My mother died two years ago.
I still never consider that fact full on. Even now, typing the words, I'm still looking at the event out of the corner of my mind's eye. I don't know if there will ever be a day when I can say those words out loud and not internally look away from the fact of them, falsely flippant, skipping along without considering their real meaning: my mother died two years ago.
Today my older sister and I cleared out her old bedroom. The clothes didn't smell like her at all; they'd been hanging there, untouched, since 2012. Still, I could see her in them, smiling, coming into my bedroom unannounced to ask what I thought of her outfit.
"No one in church even fanned me.'
She used to say 'fan' to mean 'pay a compliment'. Or, more often,
"Ah, Timehin, they really fanned me today o. Emi gan, mo wo'ra mi, mo ri pe mo fine gan!"
She was so beautiful. And she made me laugh. Lord, how she made me laugh...

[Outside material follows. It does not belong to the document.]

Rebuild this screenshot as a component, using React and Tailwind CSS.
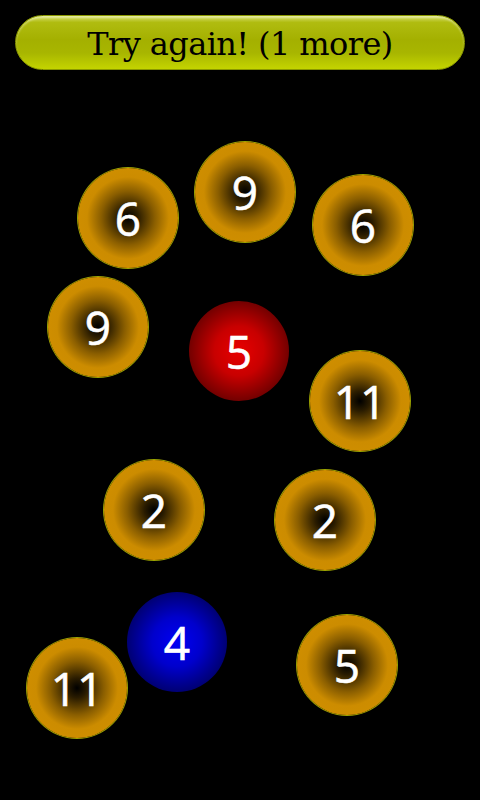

I found a picture of her when she was pregnant with me, and I almost, almost, came out of my mental hiding to confront the fact that I was clearing out her things from her old bedroom because she didn't live in it anymore. Her little notes on the mirror haven't been touched in over two years. No one has crossed that threshold at 9pm to ask why she's lying in the dark, worrying, in over two years. She hasn't asked me to help her figure out 'this new thing that they've done with my email!' in over two years.
Almost.
But when you have to keep breathing after all your air is gone, you can't really take the time to consider how you're doing it. You just do it.
"Mummy. I have all this grief. All this confusion and wondering and growing-up-without-you that you left me with. My hands are full of it and my arms ache from it and Lord knows my heart is tired of the exertion of keeping on keeping on.
Tell me what to do with it, ma'ami. I need to lay it down. I need to lay down and rest and have you remind me that I will be okay.
I miss you so much that it almost forces me to stop and ask myself why.
But I can't.
That would mean having to deal with the reason you only ever smile back at me from pictures.
The reason why I haven't listened eagerly for your footsteps down the hall in forever.
The reason I'm crying right now.
The fact that you're gone, permanently, forever.
I have so many questions, ma'ami..."
It's been two years and I still don't know how to deal with it. So I won't. Not tonight. But my heart is heavy with the longing for the memory of her smell on those clothes, her arms in those jackets, holding me or preening for me or trying on my overlarge sunglasses and laughing at her reflection with me...
I just keep breathing. Maybe one day.
I still never consider that fact full on. Even now, typing the words, I'm still looking at the event out of the corner of my mind's eye. I don't know if there will ever be a day when I can say those words out loud and not internally look away from the fact of them, falsely flippant, skipping along without considering their real meaning: my mother died two years ago.
Today my older sister and I cleared out her old bedroom. The clothes didn't smell like her at all; they'd been hanging there, untouched, since 2012. Still, I could see her in them, smiling, coming into my bedroom unannounced to ask what I thought of her outfit.
"No one in church even fanned me.'
She used to say 'fan' to mean 'pay a compliment'. Or, more often,
"Ah, Timehin, they really fanned me today o. Emi gan, mo wo'ra mi, mo ri pe mo fine gan!"
She was so beautiful. And she made me laugh. Lord, how she made me laugh...
I found a picture of her when she was pregnant with me, and I almost, almost, came out of my mental hiding to confront the fact that I was clearing out her things from her old bedroom because she didn't live in it anymore. Her little notes on the mirror haven't been touched in over two years. No one has crossed that threshold at 9pm to ask why she's lying in the dark, worrying, in over two years. She hasn't asked me to help her figure out 'this new thing that they've done with my email!' in over two years.
Almost.
But when you have to keep breathing after all your air is gone, you can't really take the time to consider how you're doing it. You just do it.
"Mummy. I have all this grief. All this confusion and wondering and growing-up-without-you that you left me with. My hands are full of it and my arms ache from it and Lord knows my heart is tired of the exertion of keeping on keeping on.
Tell me what to do with it, ma'ami. I need to lay it down. I need to lay down and rest and have you remind me that I will be okay.
I miss you so much that it almost forces me to stop and ask myself why.
But I can't.
That would mean having to deal with the reason you only ever smile back at me from pictures.
The reason why I haven't listened eagerly for your footsteps down the hall in forever.
The reason I'm crying right now.
The fact that you're gone, permanently, forever.
I have so many questions, ma'ami..."
It's been two years and I still don't know how to deal with it. So I won't. Not tonight. But my heart is heavy with the longing for the memory of her smell on those clothes, her arms in those jackets, holding me or preening for me or trying on my overlarge sunglasses and laughing at her reflection with me...
I just keep breathing. Maybe one day.